Further images
Of round shape with slightly foliate edges, steep sides and a short straight foot, decorated in bright underglaze blue with on the exterior large panels, bordered by bands of scroll-work and decorated within alternately with scenes of either figures in conversation or walking by a river with European houses in the background and foreground and ducks on the water or with scenes of a boy making an offering to a robed gentleman, the offering different in each version of the scene, the large panels divided by narrow panels decorated with single Dutch flowers, tulips or Iznik style flowers, the scenes repeated on the interior of the bowl and with a central medallion decorated with a similar river scene, the base glazed.
Literature
For an almost identical example see Maura Rinaldi, Kraak Porcelain – A Moment in the History of Trade, Bamboo Publishing Ltd, London 1989, pl. 203, p. 164. A bowl with almost identical decoration is in the Arnhem Museum, and another example can be found in the Victoria & Albert Museum (252-1889) where it is dated 1630-45. For another almost identical example see Christiaan J.A. Jörg in collaboration with Jan van Campen, Chinese Ceramics in the Collection of the Rijksmuseum, Amsterdam, published by Phillip Wilson and the Rijksmuseum Amsterdam, London and Amsterdam, 1997, pl. 49, p. 64. For a similar large-size Kraak bowl with panels of figures see Oriental Blue and White by Sir Harry Garner (Faber, 1954), illustration 63b, diameter 14.5”, in the Victoria and Albert Museum.
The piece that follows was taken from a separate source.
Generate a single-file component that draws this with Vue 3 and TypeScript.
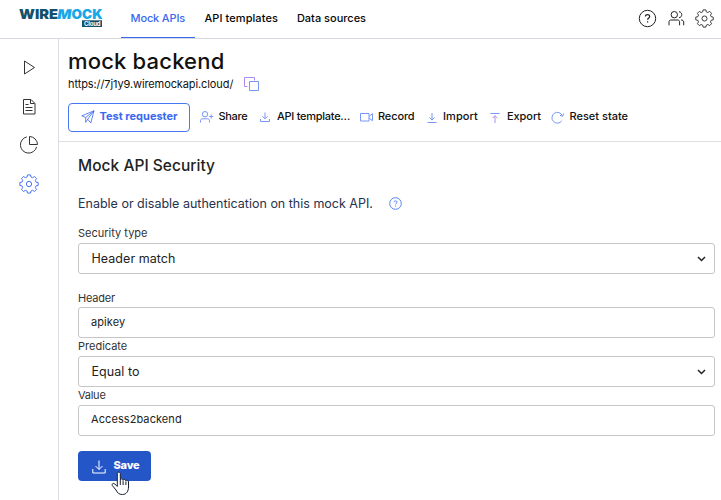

See also Plate 41, p 109 L’Odyssee de la Porcelaine Chinoise (Collections du Musee National de Ceramique, Sevres, et du Musee National Adrien Dubouche, Limoges, 2003). In Rinaldi (1989) Kraak Porcelain: A Moment in the History of Trade, two further very similar examples can be found on p.163, pl.202, and p.164, pl.203. These bowls, dated by Rinaldi to 1635-50, feature the characteristic alternating panel decoration of this period. The example on pl.203, which belongs to Fonation Custodia Institut, has almost identical decoration, including the scene in the centre of the bowl.